Aquí todo es carbón. Hay una tortillería llamada el Minero. Hay una tienda de abarrotes llamada el Minero. Hay un monumento en “honor” al minero. Hubo una pescadería llamada el Minero. Hubo una glorieta por casi siete años que hacía alusión a la extracción del carbón. Hubo también una feria; la Feria del carbón, manejada por los empresarios carboneros. Hubo minas, cocedores, coquizadoras.

Hubo padres que ya no regresaron, hijos mutilados, conocidos que pese a las circunstancias lograron sobrevivir al trabajo mismo y hoy tienen una miserable pensión y el cuerpo desgarrado. Todos, todos tenemos un conocido o familiar que murió dentro de las minas.

Las mujeres en Barroterán no existen hasta que se convierten en viudas. Entonces, toman su identidad: “las viudas del 69”, “las viudas del carbón”, “la viuda de Sixto”. Las viudas, las mujeres de Barroterán a las que el sindicato jamás les otorgó las ayudas que les llegaban.

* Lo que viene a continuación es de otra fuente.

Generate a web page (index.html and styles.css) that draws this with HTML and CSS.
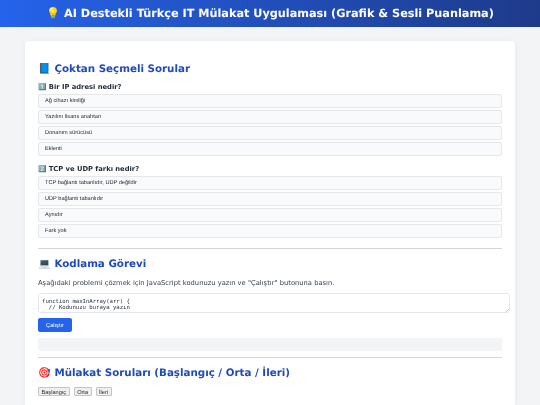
FILE: index.html
```html
<!DOCTYPE html>
<html lang="tr">
<head>
    <meta charset="UTF-8">
    <title>AI Destekli Türkçe IT Mülakat Uygulaması</title>
    <link rel="stylesheet" href="styles.css">
</head>
<body>
<header class="top-bar">💡 AI Destekli Türkçe IT Mülakat Uygulaması (Grafik &amp; Sesli Puanlama)</header>
<main class="card">
    <h2 class="first">📘 Çoktan Seçmeli Sorular</h2>

    <p class="question">1️⃣ Bir IP adresi nedir?</p>
    <div class="option">Ağ cihazı kimliği</div>
    <div class="option">Yazılım lisans anahtarı</div>
    <div class="option">Donanım sürücüsü</div>
    <div class="option">Eklenti</div>

    <p class="question second">2️⃣ TCP ve UDP farkı nedir?</p>
    <div class="option">TCP bağlantı tabanlıdır, UDP değildir</div>
    <div class="option">UDP bağlantı tabanlıdır</div>
    <div class="option">Aynıdır</div>
    <div class="option">Fark yok</div>

    <hr>

    <h2>💻 Kodlama Görevi</h2>
    <p class="intro">Aşağıdaki problemi çözmek için JavaScript kodunuzu yazın ve "Çalıştır" butonuna basın.</p>
    <textarea class="code" spellcheck="false">function maxInArray(arr) {
  // Kodunuzu buraya yazın
}</textarea>
    <button class="run" type="button">Çalıştır</button>
    <div class="output"></div>

    <hr>

    <h2>🎯 Mülakat Soruları (Başlangıç / Orta / İleri)</h2>
    <div class="levels">
        <button type="button">Başlangıç</button>
        <button type="button">Orta</button>
        <button type="button">İleri</button>
    </div>
</main>
</body>
</html>
```

FILE: styles.css
```css
* {
    padding: 0;
    margin: 0;
    box-sizing: border-box;
}
body {
    font-family: "DejaVu Sans", sans-serif;
    background-color: #f3f4f6;
    color: #1f2937;
    text-rendering: geometricPrecision;
}
.top-bar {
    height: 27px;
    line-height: 27px;
    text-align: center;
    font-size: 11.25px;
    font-weight: bold;
    color: white;
    background-image: linear-gradient(90deg, #2563eb, #1e3a8a);
}
.card {
    width: 490px;
    height: 364px;
    margin: 14px auto 0;
    padding: 13px;
    background-color: white;
    border-radius: 4px 4px 0 0;
    box-shadow: 0 1px 5px rgba(0, 0, 0, 0.06);
}
h2 {
    font-size: 10.3px;
    line-height: 14px;
    color: #1e4bb8;
}
h2.first {
    margin-top: 8px;
}
.question {
    font-size: 6.75px;
    line-height: 9px;
    font-weight: bold;
    margin-top: 7px;
    margin-bottom: 2px;
}
.question.second {
    margin-top: 9px;
}
.option {
    height: 14px;
    line-height: 13.5px;
    margin-bottom: 2px;
    padding-left: 6px;
    font-family: "Liberation Sans", sans-serif;
    font-size: 5.625px;
    background-color: #f9fafb;
    border: 1px solid #e5e7eb;
    border-radius: 2px;
}
hr {
    border: none;
    border-top: 1px solid #d1d5db;
    margin: 10px 0 8px;
}
.intro {
    font-size: 6.75px;
    line-height: 9px;
    margin-top: 7.5px;
    color: #374151;
}
.code {
    display: block;
    width: 472px;
    height: 20px;
    margin-top: 5.5px;
    padding: 3.5px 3px 0;
    font-family: "DejaVu Sans Mono", monospace;
    font-size: 5.625px;
    line-height: 6.5px;
    color: #1f2937;
    border: 1px solid #e5e7eb;
    border-radius: 3px;
}
.code::-webkit-resizer {
    background: linear-gradient(135deg, transparent 55%, #c4c4c4 55%, #c4c4c4 75%, transparent 75%) right bottom / 4px 4px no-repeat;
}
.run {
    display: block;
    width: 34px;
    height: 14px;
    margin-top: 5px;
    font-family: "Liberation Sans", sans-serif;
    font-size: 5.625px;
    color: white;
    background-color: #2563eb;
    border: none;
    border-radius: 2px;
}
.output {
    height: 13px;
    margin-top: 6px;
    background-color: #f3f4f6;
    border-radius: 2px;
}
.output + hr {
    margin: 6px 0 7.9px;
}
.levels {
    display: flex;
    gap: 4px;
    margin-top: 7.1px;
}
.levels button {
    height: 9.5px;
    padding: 0 2.5px;
    font-family: "Liberation Sans", sans-serif;
    font-size: 5.625px;
    color: #1f2937;
    background-color: #efefef;
    border: 1px solid #c4c4c4;
    border-radius: 1px;
}
```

Aquellas viudas que Pablo Guzmán, gerente de la Mina Guadalupe desalojó de sus casas; casas que sus esposos pagaban con descuento en nómina y que una vez muertos en la explosión se encargó de adueñarse de las casas y desalojar a las viudas junto con sus hijos, sin nadie que las defendiera. Las viudas que salían en los periódicos con encabezados que afirmaban haberles pagado miles de pesos y que jamás ocurrió.

Las empresas, los sindicatos y el gobierno han construido su historia. Durante 100 años se nos dijo maravillas del carbón y se construyó una escuela de la que egresaron los geólogos y los ingenieros en minas. Nunca se nos habló de las enfermedades, de las desigualdades ni de los peligros a los que estamos condenados como habitantes de una zona de sacrificio por tal de generar energía o acero.

La historia tiene que cambiar, ahora hablemos de responsabilidades, de acceso a la justicia, de medidas de no repetición. Que la memoria, la verdad y la justicia sean nuestra nueva santísima Trinidad.